IF it was a deliberate attempt to get under Terence Crawford's skin, the WBO lightweight champion Ricky Burns' promoter, Eddie Hearn, probably hit the mark yesterday when he claimed the undefeated American had made a mistake in only arriving in Glasgow yesterday for Saturday night's world title contest at the SECC.

icky Burns trains at Glasgow's St Enoch Centre. Picture: SNS
icky Burns trains at Glasgow's St Enoch Centre. Picture: SNS

The 26-year-old Nebraskan has given himself just five days to recover from the effects of jet lag after he and his entourage missed an earlier flight.

Hearn stopped short of accusing the unbeaten Crawford of underestimating his 30-year-old opponent from Coatbridge, but claimed: "I would never allow one of my fighters fighting in America to arrive the week of the contest. I think Crawford has made a mistake, I really do.

"Everyone is different and Crawford's movements will be dictated by his training team. I suppose, given that he has never travelled outside America, which I am assuming is the case because he had to apply for a passport, there is no answer to what is right or wrong way for him.

"But, personally I think arriving on the Monday is risky in terms of recovering from jet lag and the effect fluid retention has on your weight.

"We gave him the opportunity of coming 10 days in advance of the fight, the same as we did with Raymundo Beltran, and I don't know why they missed their plane. All I was told was that there had been a problem.

"I am not saying it will be a massive factor, but when a fight is as close as this one is anything that can give you an edge is a big plus. That's why we had to make sure the fight was in Glasgow, because you can't put a value on home advantage when it's so close.

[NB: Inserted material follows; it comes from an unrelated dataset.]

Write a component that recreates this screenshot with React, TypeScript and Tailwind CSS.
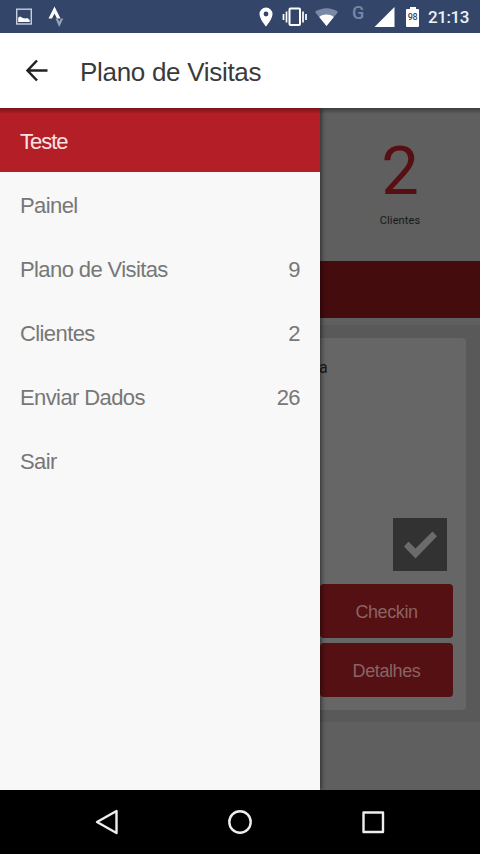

"We had to pay Crawford a lot of money to get him to agree to come here but I don't feel that Ricky, in his position as champion, should travel to Nebraska.

"I was a little bit of a risk financially, but, thank the Lord, we are going to have a sell-out and 10,000 Scots fight fans is the equivalent of 20,000 from any other nationality - Crawford won't know what's hit him.

"If Crawford is very special, which he might be, he will cope with it. If not, when you factor in everything else, like arriving late and never having fought outside America, it's going to hit him hard.

"I am not suggesting the crowd should try to intimidate Crawford but I am asking the fans to raise the roof to show him what he's up against and also to lift Ricky."

Burns, who is poised to equal the former WBO featherweight champion Scott Harrison's record of 10 world title bouts, will very probably need all the support he can get against the highly- rated challenger after riding his luck in his previous two defences, against Jose Gonzalez and Beltran.

The Mexican Beltran broke the champion's jaw last September, giving rise to understandable concerns that the career-threatening injury may be a factor in determining the outcome this weekend.

"Ricky's last two performances and the hype surrounding Crawford are the reasons why Ricky is the underdog and if he makes the same mistakes Crawford will jump on him straight away and punish him," Hearn said.

"But I keep hearing mixed opinions about Crawford. A lot of people think he's special, others believe he is over-hyped.

"Ricky, meanwhile, loves being the underdog going into a tough fight. He has a smile on his face and I wonder if his previous two fights got him up as much as this one has.

"Ricky is also one of life's great underdogs. I don't think he was supposed to achieve what he has."